For the data that can’t be deleted, districts should establish secure backups and keep clear records of where the information is stored. But districts also need to make a stronger effort to engage teachers and administrators throughout the year on how to be more critical about the messages they receive in their inbox and files on which they’re shared. Unlike the Columbia Falls attack, many recent ransomware attacks infect networks through phishing — in which a single person in the school clicks on a link, often one that had been emailed to them by an unknown contact.

“Things like your backup, remediation and filtering, those kinds of things only help you to a certain extent in recovery, as opposed to a really solid understanding by employees of their role, their responsibilities and what they should be looking for and learning to be suspicious of,” says McLaughlin.

Ultimately, Bradshaw’s district did not pay the ransom. They contacted the FBI and worked extensively with law enforcement. In the following weeks and months, he would discover that the ransomware was part of a campaign of attacks by the international hacker network Dark Overlord, which was responsible for scores of breaches across the U.S. and even leaked episodes of the television show Orange Is the New Black after Netflix refused to pay. Several other school districts were hit by the hackers that year.

Not paying the ransom didn’t immediately lead to Columbia Falls student data being strewn across the internet, as far as Bradshaw knows.
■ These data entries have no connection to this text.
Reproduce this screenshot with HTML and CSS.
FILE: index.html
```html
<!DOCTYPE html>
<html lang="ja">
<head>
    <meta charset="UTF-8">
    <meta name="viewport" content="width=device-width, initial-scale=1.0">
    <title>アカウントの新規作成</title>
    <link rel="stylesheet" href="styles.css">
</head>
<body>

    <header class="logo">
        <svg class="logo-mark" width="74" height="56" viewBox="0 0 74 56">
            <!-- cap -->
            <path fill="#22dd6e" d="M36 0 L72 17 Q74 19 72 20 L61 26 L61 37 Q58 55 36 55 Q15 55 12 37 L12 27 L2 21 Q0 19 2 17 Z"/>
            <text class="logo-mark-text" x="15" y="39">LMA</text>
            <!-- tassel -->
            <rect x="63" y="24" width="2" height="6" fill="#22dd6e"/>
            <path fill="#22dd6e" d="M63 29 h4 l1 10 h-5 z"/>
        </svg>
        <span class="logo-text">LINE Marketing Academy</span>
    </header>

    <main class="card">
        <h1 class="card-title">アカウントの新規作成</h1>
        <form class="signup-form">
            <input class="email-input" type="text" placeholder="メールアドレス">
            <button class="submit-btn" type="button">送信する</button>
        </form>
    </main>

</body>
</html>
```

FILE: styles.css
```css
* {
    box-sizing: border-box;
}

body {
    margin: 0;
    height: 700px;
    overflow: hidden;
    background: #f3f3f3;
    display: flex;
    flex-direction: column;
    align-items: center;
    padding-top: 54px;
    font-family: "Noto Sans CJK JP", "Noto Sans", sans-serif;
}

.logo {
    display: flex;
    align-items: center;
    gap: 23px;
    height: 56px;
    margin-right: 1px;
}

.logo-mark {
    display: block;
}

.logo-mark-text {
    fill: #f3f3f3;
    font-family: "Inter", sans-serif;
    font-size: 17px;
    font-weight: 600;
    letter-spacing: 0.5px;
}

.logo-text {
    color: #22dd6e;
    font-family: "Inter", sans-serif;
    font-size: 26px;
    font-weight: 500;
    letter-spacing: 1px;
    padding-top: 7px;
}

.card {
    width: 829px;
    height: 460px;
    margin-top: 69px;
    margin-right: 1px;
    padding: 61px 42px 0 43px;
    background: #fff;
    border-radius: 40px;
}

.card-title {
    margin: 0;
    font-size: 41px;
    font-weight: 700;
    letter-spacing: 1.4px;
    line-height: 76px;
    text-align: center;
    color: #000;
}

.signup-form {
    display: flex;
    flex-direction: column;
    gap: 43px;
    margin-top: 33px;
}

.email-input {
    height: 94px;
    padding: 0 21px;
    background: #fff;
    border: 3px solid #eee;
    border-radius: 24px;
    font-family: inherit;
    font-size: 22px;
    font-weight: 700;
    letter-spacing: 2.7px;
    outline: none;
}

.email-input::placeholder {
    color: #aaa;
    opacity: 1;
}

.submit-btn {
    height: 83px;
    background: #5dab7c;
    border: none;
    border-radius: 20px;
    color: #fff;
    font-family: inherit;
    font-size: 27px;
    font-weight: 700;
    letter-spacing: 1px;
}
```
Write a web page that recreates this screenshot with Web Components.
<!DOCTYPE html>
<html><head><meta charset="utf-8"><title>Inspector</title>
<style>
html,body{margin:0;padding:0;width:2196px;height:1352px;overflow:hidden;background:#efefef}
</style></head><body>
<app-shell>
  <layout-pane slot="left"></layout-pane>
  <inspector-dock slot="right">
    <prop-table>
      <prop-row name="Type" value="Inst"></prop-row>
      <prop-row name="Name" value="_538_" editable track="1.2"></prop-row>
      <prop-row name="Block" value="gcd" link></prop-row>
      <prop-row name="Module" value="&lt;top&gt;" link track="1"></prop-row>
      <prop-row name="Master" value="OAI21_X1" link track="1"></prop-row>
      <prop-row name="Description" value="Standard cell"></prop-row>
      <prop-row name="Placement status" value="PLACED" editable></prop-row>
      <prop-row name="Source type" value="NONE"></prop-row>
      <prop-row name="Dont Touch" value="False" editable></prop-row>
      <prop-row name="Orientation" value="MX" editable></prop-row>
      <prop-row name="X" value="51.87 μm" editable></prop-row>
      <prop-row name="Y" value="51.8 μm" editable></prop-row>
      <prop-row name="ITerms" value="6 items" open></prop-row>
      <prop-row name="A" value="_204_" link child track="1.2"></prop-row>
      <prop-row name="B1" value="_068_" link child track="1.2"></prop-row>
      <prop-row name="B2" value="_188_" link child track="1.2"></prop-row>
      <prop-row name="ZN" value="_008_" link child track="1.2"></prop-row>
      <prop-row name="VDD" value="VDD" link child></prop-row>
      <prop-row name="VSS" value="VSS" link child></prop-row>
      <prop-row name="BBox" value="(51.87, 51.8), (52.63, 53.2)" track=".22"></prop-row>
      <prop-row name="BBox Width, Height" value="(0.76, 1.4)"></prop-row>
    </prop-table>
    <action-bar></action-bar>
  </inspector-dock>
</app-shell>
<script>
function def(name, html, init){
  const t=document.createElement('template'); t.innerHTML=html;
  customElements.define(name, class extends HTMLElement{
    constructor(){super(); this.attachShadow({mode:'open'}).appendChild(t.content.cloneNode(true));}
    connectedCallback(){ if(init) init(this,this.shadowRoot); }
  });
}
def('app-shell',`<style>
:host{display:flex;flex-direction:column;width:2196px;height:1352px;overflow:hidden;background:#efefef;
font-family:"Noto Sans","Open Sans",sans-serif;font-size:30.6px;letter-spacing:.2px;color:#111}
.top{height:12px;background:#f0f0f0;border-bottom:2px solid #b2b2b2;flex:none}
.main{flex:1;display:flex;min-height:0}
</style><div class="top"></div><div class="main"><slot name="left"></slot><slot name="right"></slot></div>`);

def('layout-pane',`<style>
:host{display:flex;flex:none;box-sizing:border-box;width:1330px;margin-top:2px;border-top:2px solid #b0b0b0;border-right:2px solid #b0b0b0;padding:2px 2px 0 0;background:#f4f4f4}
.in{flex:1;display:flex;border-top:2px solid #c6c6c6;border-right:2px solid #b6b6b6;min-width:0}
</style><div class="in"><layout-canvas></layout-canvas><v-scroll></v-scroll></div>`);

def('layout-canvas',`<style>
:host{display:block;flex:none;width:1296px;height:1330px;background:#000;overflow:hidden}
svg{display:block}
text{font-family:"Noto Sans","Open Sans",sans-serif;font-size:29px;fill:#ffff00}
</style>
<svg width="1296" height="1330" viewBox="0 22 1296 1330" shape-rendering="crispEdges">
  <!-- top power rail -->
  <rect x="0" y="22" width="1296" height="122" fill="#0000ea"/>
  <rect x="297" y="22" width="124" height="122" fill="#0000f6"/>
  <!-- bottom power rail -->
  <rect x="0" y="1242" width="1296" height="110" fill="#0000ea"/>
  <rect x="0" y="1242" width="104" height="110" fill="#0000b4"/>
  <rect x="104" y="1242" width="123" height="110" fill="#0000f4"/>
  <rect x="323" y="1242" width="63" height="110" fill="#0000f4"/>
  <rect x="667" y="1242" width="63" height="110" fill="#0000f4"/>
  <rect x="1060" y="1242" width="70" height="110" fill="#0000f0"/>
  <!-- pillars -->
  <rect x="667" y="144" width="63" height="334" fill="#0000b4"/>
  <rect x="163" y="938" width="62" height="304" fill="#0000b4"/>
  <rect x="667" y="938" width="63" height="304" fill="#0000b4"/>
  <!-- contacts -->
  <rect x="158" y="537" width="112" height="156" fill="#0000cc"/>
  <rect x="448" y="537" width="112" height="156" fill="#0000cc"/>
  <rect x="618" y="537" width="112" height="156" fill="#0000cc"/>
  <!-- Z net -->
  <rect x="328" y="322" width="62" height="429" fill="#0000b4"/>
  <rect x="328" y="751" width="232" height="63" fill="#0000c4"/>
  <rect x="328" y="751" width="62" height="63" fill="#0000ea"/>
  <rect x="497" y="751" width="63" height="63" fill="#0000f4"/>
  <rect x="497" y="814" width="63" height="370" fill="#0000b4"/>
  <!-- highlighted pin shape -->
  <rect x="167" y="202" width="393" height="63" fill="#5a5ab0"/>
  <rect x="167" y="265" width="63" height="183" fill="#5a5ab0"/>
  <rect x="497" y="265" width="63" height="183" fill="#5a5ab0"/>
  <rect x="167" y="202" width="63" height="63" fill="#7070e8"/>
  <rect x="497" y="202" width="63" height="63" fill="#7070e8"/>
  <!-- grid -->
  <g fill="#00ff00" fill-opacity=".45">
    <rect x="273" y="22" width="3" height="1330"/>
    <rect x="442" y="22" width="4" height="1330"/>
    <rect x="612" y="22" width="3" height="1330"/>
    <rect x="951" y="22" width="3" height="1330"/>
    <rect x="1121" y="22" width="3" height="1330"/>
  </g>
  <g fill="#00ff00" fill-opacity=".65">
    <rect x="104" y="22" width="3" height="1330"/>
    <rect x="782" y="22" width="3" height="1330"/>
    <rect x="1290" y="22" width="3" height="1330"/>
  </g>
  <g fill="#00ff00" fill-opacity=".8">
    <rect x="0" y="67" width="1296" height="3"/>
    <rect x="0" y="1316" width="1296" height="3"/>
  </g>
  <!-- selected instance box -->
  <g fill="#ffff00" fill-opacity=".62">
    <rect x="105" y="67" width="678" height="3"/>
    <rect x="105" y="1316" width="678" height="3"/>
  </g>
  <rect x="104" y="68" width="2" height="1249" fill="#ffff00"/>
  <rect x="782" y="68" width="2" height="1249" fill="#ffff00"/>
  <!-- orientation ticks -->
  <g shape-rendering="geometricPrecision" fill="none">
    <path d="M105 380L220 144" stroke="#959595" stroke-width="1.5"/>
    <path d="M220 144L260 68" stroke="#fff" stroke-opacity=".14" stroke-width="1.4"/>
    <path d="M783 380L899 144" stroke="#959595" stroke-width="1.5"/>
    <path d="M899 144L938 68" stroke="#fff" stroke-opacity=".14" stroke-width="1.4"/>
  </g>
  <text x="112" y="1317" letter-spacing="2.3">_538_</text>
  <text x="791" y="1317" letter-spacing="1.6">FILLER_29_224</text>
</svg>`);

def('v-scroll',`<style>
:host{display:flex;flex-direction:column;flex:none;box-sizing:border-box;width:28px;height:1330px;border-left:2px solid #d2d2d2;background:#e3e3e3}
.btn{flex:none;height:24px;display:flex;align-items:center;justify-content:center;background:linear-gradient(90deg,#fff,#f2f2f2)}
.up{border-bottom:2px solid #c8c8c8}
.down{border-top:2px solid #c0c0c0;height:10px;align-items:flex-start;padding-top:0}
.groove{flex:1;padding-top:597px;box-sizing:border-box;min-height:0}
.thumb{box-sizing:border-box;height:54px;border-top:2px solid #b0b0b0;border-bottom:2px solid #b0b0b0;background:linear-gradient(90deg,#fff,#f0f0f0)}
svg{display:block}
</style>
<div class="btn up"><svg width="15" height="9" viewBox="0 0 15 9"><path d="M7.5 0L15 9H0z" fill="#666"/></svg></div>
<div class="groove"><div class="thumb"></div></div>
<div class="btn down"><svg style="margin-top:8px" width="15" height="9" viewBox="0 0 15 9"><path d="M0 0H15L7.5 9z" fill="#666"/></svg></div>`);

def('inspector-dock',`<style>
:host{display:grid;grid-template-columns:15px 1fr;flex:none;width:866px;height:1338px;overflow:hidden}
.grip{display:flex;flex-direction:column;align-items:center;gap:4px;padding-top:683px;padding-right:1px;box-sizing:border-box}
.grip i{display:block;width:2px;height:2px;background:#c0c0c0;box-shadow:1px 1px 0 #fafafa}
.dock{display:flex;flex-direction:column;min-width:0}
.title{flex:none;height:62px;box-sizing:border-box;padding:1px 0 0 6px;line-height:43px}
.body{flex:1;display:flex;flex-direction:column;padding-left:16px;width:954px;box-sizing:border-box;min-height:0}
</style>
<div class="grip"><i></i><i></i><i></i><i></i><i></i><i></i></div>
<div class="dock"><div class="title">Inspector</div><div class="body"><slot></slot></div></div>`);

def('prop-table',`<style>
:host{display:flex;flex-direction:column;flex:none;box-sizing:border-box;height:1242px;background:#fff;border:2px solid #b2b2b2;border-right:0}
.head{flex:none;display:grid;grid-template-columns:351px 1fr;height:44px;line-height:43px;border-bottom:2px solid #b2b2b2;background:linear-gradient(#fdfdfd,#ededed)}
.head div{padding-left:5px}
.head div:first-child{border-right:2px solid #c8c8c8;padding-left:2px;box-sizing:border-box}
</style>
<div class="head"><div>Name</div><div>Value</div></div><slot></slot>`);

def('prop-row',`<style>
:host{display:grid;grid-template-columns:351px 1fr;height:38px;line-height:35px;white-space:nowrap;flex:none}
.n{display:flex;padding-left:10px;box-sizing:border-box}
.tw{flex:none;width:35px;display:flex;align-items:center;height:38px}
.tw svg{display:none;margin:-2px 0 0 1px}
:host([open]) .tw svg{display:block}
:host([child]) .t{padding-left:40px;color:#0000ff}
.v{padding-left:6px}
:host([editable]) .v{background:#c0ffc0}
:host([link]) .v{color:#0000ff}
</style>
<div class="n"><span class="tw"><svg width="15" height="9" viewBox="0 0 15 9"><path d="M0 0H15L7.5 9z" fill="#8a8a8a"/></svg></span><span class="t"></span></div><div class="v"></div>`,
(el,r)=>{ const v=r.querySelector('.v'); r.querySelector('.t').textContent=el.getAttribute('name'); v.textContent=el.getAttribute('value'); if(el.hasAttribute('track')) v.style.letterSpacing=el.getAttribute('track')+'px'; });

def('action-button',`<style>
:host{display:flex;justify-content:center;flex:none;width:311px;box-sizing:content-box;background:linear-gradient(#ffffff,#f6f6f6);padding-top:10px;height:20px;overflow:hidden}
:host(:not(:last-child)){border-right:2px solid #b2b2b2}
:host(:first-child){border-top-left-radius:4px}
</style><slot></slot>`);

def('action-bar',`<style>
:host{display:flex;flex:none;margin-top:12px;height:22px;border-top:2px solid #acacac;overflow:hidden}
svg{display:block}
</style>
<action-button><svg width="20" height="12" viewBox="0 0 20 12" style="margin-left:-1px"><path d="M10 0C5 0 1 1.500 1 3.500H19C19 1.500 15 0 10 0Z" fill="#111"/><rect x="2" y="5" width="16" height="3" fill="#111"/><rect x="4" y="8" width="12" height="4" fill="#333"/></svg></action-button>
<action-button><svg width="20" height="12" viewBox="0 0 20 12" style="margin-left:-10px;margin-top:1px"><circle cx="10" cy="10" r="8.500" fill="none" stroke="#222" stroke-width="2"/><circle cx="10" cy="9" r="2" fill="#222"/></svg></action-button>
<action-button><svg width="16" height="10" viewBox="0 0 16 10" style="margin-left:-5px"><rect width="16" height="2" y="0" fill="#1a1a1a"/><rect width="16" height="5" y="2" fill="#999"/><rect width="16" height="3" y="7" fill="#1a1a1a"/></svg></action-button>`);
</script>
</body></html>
But it did require an active information campaign: sending out about 1,200 letters to district families and holding two public meetings to discuss the potential consequences of the cyberattack.

“It’s interesting … because there are more guns than there are people in the state of Montana,” he said. “They were ready to come protect the school and the kids, and I said that’s not going to work.”

In Bradshaw’s view, cybersecurity hinges on funding. He argued that the biggest change needed to help protect schools from what his went through is to invest more in public education. Cybersecurity professionals aren’t incentivized to work for schools when they can earn much higher salaries in the private sector, he said.

“It comes down to what you can afford to put in,” he said.

Right now, swaying public opinion toward higher funding for cybersecurity remains a challenge. Wolff says the issue is growing in awareness, but she doubts it will emerge as central to any big local elections anytime soon.

Personal experience with a ransomware attack, however, might be a powerful motivator. Bradshaw’s community is mostly conservative and wasn’t always keen on raising taxes to boost cybersecurity funding in the district. But after its 2017 ordeal, he said, that started to change.

“A year later, we passed a $500,000 technology levy, which in this conservative community that’s economically hurting … for them to say, ‘We’ll pony up to pay an extra $5 a month toward that $500,000 for the school,’ was a big thing,” he said.